The Green Sheet Online Edition

May 12, 2025 • 25:05:01

The ERA of tokenization is now

Payment transactions should not be overly complicated; only a little (albeit, specific) information is needed to process them. Today, the required simplicity of online shopping has changed this significantly, but behind the scenes, complex security systems are working hard to keep your payments safe.

Gone are the days when merely entering a card number and expiration date sufficed to complete a transaction. As cyber threats have grown more sophisticated, so have the layers of security and information required to make payments.

Whether it's the addition of CVVs or the potential sharing of data such as your IP address and social media activity, consumers must be more vigilant than ever about the information they provide.

Hackers can access stolen payment details on the dark web for just $10 without breaking into the database. NordVPN researchers discovered that 1.6 million card details are illegally available for anyone to use (see bit.ly/3GYw716). Ensuring security should be at the forefront of the process for all payment stakeholders. Merchants continue to demand information to develop alternative means to protect cardholders.

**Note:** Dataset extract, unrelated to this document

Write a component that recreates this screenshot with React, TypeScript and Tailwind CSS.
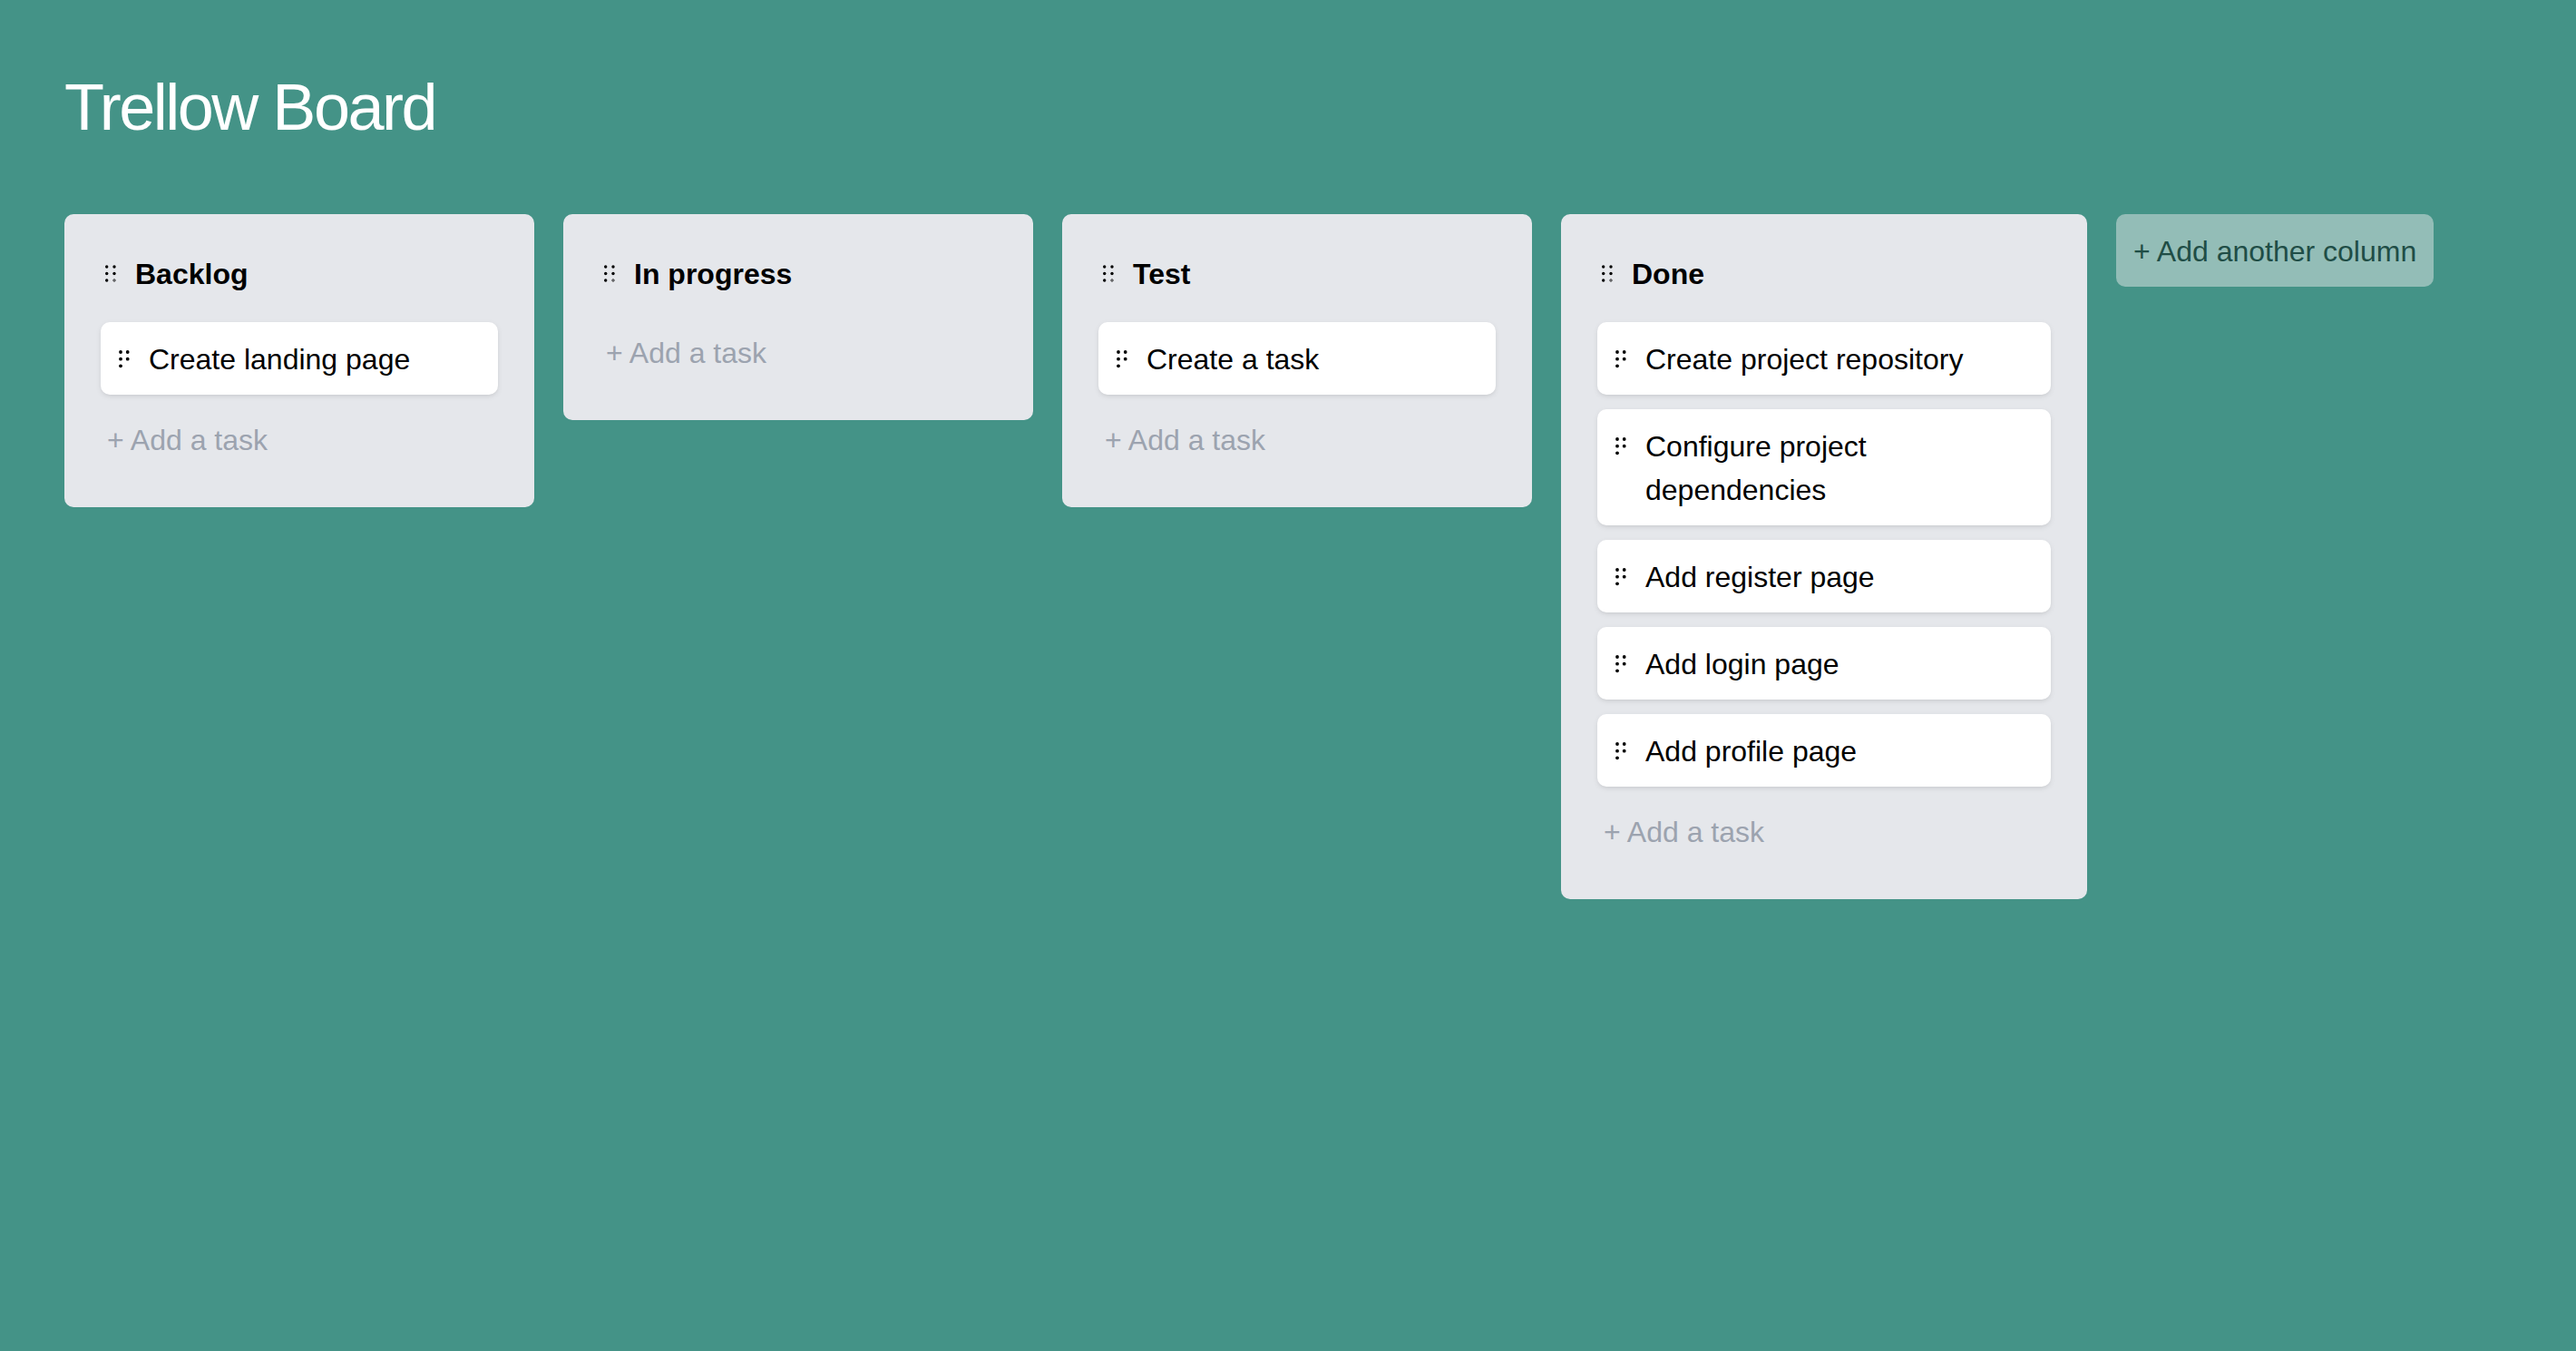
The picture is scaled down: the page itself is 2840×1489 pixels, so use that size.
import { FunctionComponent } from 'react';

type Column = {
    title: string;
    width: string;
    tasks: string[];
};

const columns: Column[] = [
    { title: 'Backlog', width: 'w-[518px]', tasks: ['Create landing page'] },
    { title: 'In progress', width: 'w-[518px]', tasks: [] },
    { title: 'Test', width: 'w-[518px]', tasks: ['Create a task'] },
    {
        title: 'Done',
        width: 'w-[580px]',
        tasks: [
            'Create project repository',
            'Configure project dependencies',
            'Add register page',
            'Add login page',
            'Add profile page',
        ],
    },
];

const ColumnGrip = () => (
    <svg width="20" height="48" viewBox="0 0 20 48" className="shrink-0">
        <circle cx="6.7" cy="16" r="1.7" fill="#000" />
        <circle cx="15" cy="16" r="1.7" fill="#000" />
        <circle cx="6.7" cy="23.5" r="1.7" fill="#000" />
        <circle cx="15" cy="23.5" r="1.7" fill="#000" />
        <circle cx="6.7" cy="31" r="1.7" fill="#000" />
        <circle cx="15" cy="31" r="1.2" fill="none" stroke="#000" strokeWidth="0.8" />
    </svg>
);

const TaskGrip = () => (
    <svg width="12" height="48" viewBox="0 0 12 48" className="shrink-0">
        <circle cx="2" cy="16" r="1.9" fill="#000" />
        <circle cx="9.7" cy="16" r="1.9" fill="#000" />
        <circle cx="2" cy="23.7" r="1.9" fill="#000" />
        <circle cx="9.7" cy="23.7" r="1.9" fill="#000" />
        <circle cx="2" cy="31.3" r="1.9" fill="#000" />
    </svg>
);

const App: FunctionComponent = () => {
    return (
        <div className="min-h-screen bg-[#449387] pl-[71px] pt-[78px] font-['Liberation_Sans',Arial,sans-serif]">
            <h1 className="text-[72px] leading-[80px] tracking-[-2.5px] text-white mb-[78px]">Trellow Board</h1>
            <div className="flex items-start gap-[32px]">
                {columns.map((col) => (
                    <div key={col.title} className={`${col.width} shrink-0 bg-[#e5e7eb] rounded-[10px] px-[40px] pt-[42px] pb-[42px]`}>
                        <div className="flex items-start gap-[18px] mb-[29px]">
                            <ColumnGrip />
                            <h2 className="text-[32px] leading-[48px] font-bold text-black">{col.title}</h2>
                        </div>
                        <div className="flex flex-col gap-[16px]">
                            {col.tasks.map((task) => (
                                <div
                                    key={task}
                                    className="flex items-start gap-[21px] bg-white rounded-[10px] pl-[20px] pr-[24px] pt-[17px] pb-[15px] shadow-[0_2px_6px_0_rgba(0,0,0,0.08),0_2px_4px_-2px_rgba(0,0,0,0.08)]"
                                >
                                    <TaskGrip />
                                    <p className="text-[32px] leading-[48px] text-black">{task}</p>
                                </div>
                            ))}
                            <button className="text-left pl-[7px] pt-[10px] pb-[8px] text-[32px] leading-[48px] text-[#9ca3af]">+ Add a task</button>
                        </div>
                    </div>
                ))}
                <button className="shrink-0 bg-[#93bdb7] rounded-[10px] px-[19px] pt-[17px] pb-[15px] text-[32px] leading-[48px] text-[#1f4d46]">
                    + Add another column
                </button>
            </div>
        </div>
    );
};

export default App;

Payment processors know fraudsters are unlikely to have access to all the data required to impersonate a genuine customer. Consequently, the more data, the better the fraud prevention. However, this approach also introduces significant risks. With 40 billion records exposed in 2021, sharing vast amounts of personal data digitally creates opportunities for bad actors to intercept and misuse sensitive information (see bit.ly/42Nt70b).

What if there were a way to secure your card information so that even if it were stolen, it would be useless? Enter tokenization: a technology transforming how we think about payment security.

Defining tokenization

Tokenization first appeared on the scene in 2013 as a security standard. However, it quickly grew in popularity, and by 2014, Mastercard had launched its Digital Enablement Service with tokenization, securing billions of transactions that year.

The process of tokenization creates a "token," which is a randomly generated sequence replacing your 16-digit card primary account number (PAN). These tokens can't be decrypted without the payment network that issued them; hence, even if hackers were to access the token database, they'd be unable to use them, saving billions of dollars in the long run.

How tokenization works

When you input your card details into a digital wallet or an online merchant's site, the payment system requests a token from the payment network. This token is stored in place of your actual card number.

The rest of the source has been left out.